In Charlie Mike, a true account that “reads like a novel” (Publishers Weekly) and “explodes like a thriller” (The Huffington Post), Klein tells the dramatic story of Eric Greitens and Jake Wood, larger-than-life war heroes who come home and use their military values to help others.
Wounded in Iraq, Navy SEAL Eric Greitens returns home to find that his fellow veterans all want the same thing: to continue to serve their country. He founds The Mission Continues to provide paid public service fellowships for wounded veterans. One of the first fellows is former Marine sergeant Jake Wood, a natural leader who begins Team Rubicon, organizing 9/11 veterans for dangerous disaster relief projects around the world. “We do chaos,” he says.
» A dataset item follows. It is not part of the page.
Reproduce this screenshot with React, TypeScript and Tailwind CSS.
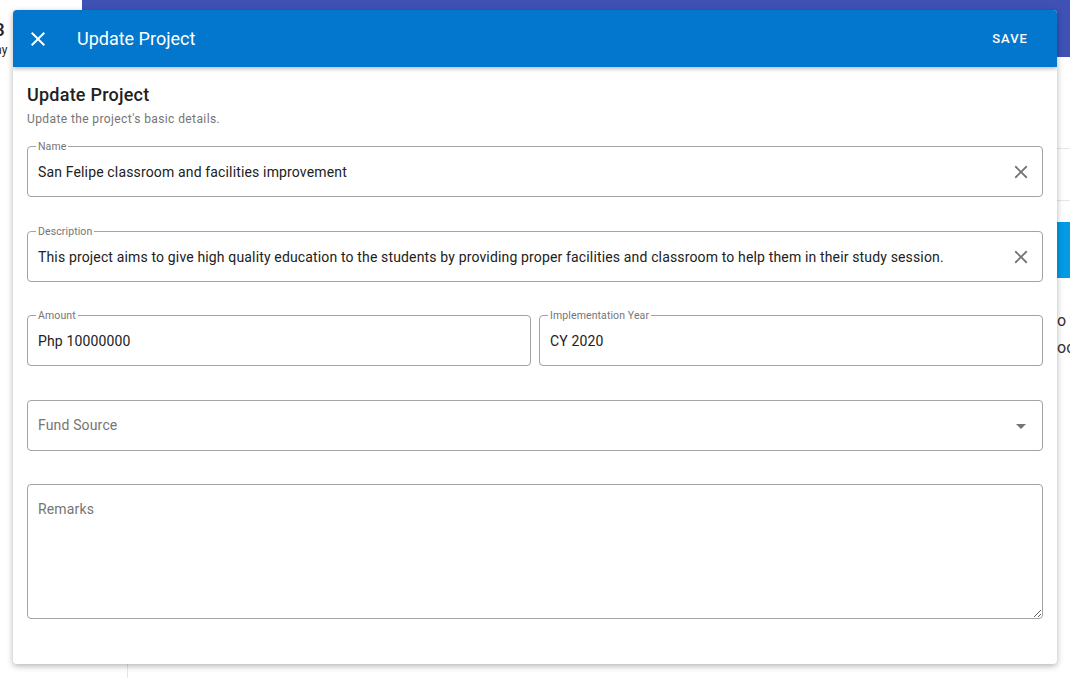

“A deep and compelling exploration of a group of young veterans determined to continue serving after leaving the military” (The Washington Post), this is a story that hasn’t been told before—a saga of lives saved, not wasted. The chaos these soldiers face isn’t only in the streets of Haiti after the 2010 earthquake or in New York City after Hurricane Sandy—it’s also in the lives of their fellow veterans. Charlie Mike shows how Greitens and Wood draw on the military virtues of discipline and selflessness to guide others towards inner peace and, ultimately, to help build a more vigorous nation.
PUBLISHERS WEEKLY
Klein, best known as the unmasked author of the bestselling political novel Primary Colors, ventures back into the realm of military nonfiction, which he first tackled with his 1984 book Payback: Five Marines After Vietnam. His subject here is the inspiring, selfless work of two veterans: Eric Greitens, who served as a Navy SEAL in Iraq, and Jake Wood, a former Marine who served in Afghanistan. Greitens founded an organization, the Mission Continues, to help his fellow wounded war veterans, while Wood started Team Rubicon, a group of war veterans doing volunteer humanitarian work both domestically and internationally. Klein ably shares the stories of Greitens and Wood alongside those of a number of other recent veterans, articulating their often difficult post-war physical and emotional problems as well as their triumphs. At times the book reads like a novel, due to Klein's reliance on reconstructed dialogue. Klein's style works well, though, as he presents a clear picture of the costs of modern war and the heroic actions of a group of former warriors who wanted to make life better for their fellow service members.